--- begin DATA LINES ---
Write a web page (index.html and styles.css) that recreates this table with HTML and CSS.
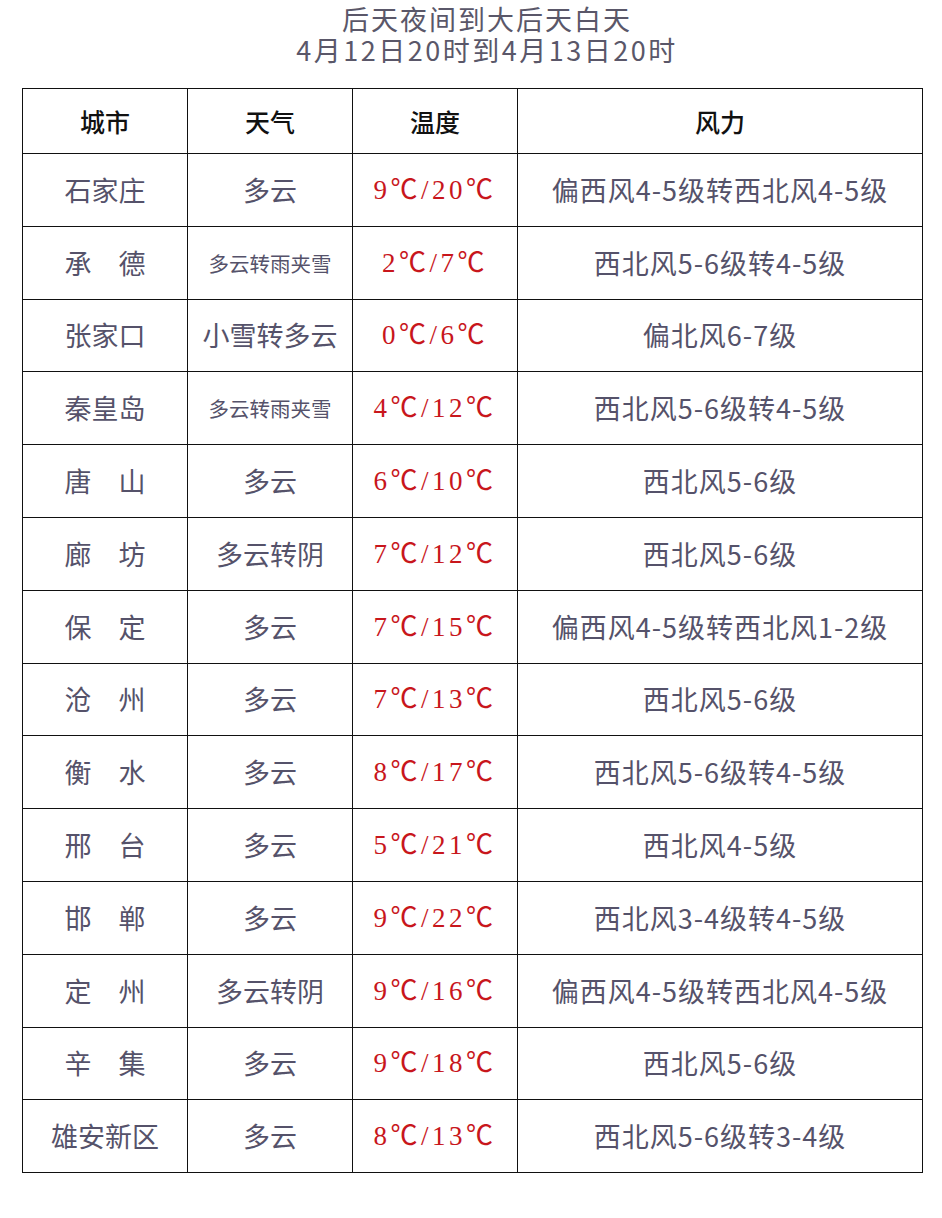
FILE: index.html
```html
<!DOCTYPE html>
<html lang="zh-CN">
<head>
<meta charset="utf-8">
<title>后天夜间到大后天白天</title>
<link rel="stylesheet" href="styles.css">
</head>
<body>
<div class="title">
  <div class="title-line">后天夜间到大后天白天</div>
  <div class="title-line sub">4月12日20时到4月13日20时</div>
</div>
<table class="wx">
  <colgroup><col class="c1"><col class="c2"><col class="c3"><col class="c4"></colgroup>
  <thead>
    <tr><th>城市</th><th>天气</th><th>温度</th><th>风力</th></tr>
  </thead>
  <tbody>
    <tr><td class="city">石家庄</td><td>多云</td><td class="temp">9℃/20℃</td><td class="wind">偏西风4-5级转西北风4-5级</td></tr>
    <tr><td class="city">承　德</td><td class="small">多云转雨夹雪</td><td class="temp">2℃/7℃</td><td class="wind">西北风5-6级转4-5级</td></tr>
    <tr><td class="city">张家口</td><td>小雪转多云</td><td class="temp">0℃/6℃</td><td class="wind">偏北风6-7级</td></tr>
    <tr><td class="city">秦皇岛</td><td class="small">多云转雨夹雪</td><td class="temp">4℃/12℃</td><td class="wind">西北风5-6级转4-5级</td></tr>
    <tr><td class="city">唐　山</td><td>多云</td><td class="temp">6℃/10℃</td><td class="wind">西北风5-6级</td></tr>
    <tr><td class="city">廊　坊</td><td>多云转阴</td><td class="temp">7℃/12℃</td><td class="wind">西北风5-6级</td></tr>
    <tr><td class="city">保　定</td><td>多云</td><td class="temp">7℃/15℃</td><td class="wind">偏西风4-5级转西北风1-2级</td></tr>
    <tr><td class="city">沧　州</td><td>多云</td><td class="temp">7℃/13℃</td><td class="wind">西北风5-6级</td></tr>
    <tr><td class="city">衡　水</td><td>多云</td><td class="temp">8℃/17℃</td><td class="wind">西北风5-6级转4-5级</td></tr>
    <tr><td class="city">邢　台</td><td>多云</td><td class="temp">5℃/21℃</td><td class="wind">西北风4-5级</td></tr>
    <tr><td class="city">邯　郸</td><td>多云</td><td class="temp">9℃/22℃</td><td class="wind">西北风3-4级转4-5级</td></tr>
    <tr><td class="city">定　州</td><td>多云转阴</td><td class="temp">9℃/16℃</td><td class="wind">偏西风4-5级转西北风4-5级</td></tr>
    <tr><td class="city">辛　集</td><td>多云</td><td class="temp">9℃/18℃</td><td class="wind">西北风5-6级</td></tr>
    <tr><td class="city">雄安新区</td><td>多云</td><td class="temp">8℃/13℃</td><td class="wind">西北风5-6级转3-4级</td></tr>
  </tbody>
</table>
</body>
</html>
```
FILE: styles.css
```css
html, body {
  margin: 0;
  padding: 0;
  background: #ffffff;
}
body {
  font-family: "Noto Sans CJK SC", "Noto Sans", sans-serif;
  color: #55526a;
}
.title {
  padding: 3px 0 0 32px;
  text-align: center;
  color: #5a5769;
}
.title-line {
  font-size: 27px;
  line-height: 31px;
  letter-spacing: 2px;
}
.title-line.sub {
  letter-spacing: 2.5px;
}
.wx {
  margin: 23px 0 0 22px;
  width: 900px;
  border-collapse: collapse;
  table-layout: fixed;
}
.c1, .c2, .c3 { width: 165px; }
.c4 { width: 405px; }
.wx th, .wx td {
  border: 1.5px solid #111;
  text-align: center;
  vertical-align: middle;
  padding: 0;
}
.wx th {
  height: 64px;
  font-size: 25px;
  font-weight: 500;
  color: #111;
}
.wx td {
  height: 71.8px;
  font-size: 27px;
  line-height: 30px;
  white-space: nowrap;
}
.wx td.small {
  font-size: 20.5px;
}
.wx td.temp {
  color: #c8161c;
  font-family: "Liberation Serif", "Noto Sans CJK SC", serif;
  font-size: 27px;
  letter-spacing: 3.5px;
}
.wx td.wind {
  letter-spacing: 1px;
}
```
--- end DATA LINES ---
WHAT IS ASKED:
Return to the listing above and set it down exactly, leaving out its pictures.

TASK ANSWER:
Write a web page (index.html and styles.css) that recreates this table with HTML and CSS.
FILE: index.html
```html
<!DOCTYPE html>
<html lang="zh-CN">
<head>
<meta charset="utf-8">
<title>后天夜间到大后天白天</title>
<link rel="stylesheet" href="styles.css">
</head>
<body>
<div class="title">
  <div class="title-line">后天夜间到大后天白天</div>
  <div class="title-line sub">4月12日20时到4月13日20时</div>
</div>
<table class="wx">
  <colgroup><col class="c1"><col class="c2"><col class="c3"><col class="c4"></colgroup>
  <thead>
    <tr><th>城市</th><th>天气</th><th>温度</th><th>风力</th></tr>
  </thead>
  <tbody>
    <tr><td class="city">石家庄</td><td>多云</td><td class="temp">9℃/20℃</td><td class="wind">偏西风4-5级转西北风4-5级</td></tr>
    <tr><td class="city">承　德</td><td class="small">多云转雨夹雪</td><td class="temp">2℃/7℃</td><td class="wind">西北风5-6级转4-5级</td></tr>
    <tr><td class="city">张家口</td><td>小雪转多云</td><td class="temp">0℃/6℃</td><td class="wind">偏北风6-7级</td></tr>
    <tr><td class="city">秦皇岛</td><td class="small">多云转雨夹雪</td><td class="temp">4℃/12℃</td><td class="wind">西北风5-6级转4-5级</td></tr>
    <tr><td class="city">唐　山</td><td>多云</td><td class="temp">6℃/10℃</td><td class="wind">西北风5-6级</td></tr>
    <tr><td class="city">廊　坊</td><td>多云转阴</td><td class="temp">7℃/12℃</td><td class="wind">西北风5-6级</td></tr>
    <tr><td class="city">保　定</td><td>多云</td><td class="temp">7℃/15℃</td><td class="wind">偏西风4-5级转西北风1-2级</td></tr>
    <tr><td class="city">沧　州</td><td>多云</td><td class="temp">7℃/13℃</td><td class="wind">西北风5-6级</td></tr>
    <tr><td class="city">衡　水</td><td>多云</td><td class="temp">8℃/17℃</td><td class="wind">西北风5-6级转4-5级</td></tr>
    <tr><td class="city">邢　台</td><td>多云</td><td class="temp">5℃/21℃</td><td class="wind">西北风4-5级</td></tr>
    <tr><td class="city">邯　郸</td><td>多云</td><td class="temp">9℃/22℃</td><td class="wind">西北风3-4级转4-5级</td></tr>
    <tr><td class="city">定　州</td><td>多云转阴</td><td class="temp">9℃/16℃</td><td class="wind">偏西风4-5级转西北风4-5级</td></tr>
    <tr><td class="city">辛　集</td><td>多云</td><td class="temp">9℃/18℃</td><td class="wind">西北风5-6级</td></tr>
    <tr><td class="city">雄安新区</td><td>多云</td><td class="temp">8℃/13℃</td><td class="wind">西北风5-6级转3-4级</td></tr>
  </tbody>
</table>
</body>
</html>
```
FILE: styles.css
```css
html, body {
  margin: 0;
  padding: 0;
  background: #ffffff;
}
body {
  font-family: "Noto Sans CJK SC", "Noto Sans", sans-serif;
  color: #55526a;
}
.title {
  padding: 3px 0 0 32px;
  text-align: center;
  color: #5a5769;
}
.title-line {
  font-size: 27px;
  line-height: 31px;
  letter-spacing: 2px;
}
.title-line.sub {
  letter-spacing: 2.5px;
}
.wx {
  margin: 23px 0 0 22px;
  width: 900px;
  border-collapse: collapse;
  table-layout: fixed;
}
.c1, .c2, .c3 { width: 165px; }
.c4 { width: 405px; }
.wx th, .wx td {
  border: 1.5px solid #111;
  text-align: center;
  vertical-align: middle;
  padding: 0;
}
.wx th {
  height: 64px;
  font-size: 25px;
  font-weight: 500;
  color: #111;
}
.wx td {
  height: 71.8px;
  font-size: 27px;
  line-height: 30px;
  white-space: nowrap;
}
.wx td.small {
  font-size: 20.5px;
}
.wx td.temp {
  color: #c8161c;
  font-family: "Liberation Serif", "Noto Sans CJK SC", serif;
  font-size: 27px;
  letter-spacing: 3.5px;
}
.wx td.wind {
  letter-spacing: 1px;
}
```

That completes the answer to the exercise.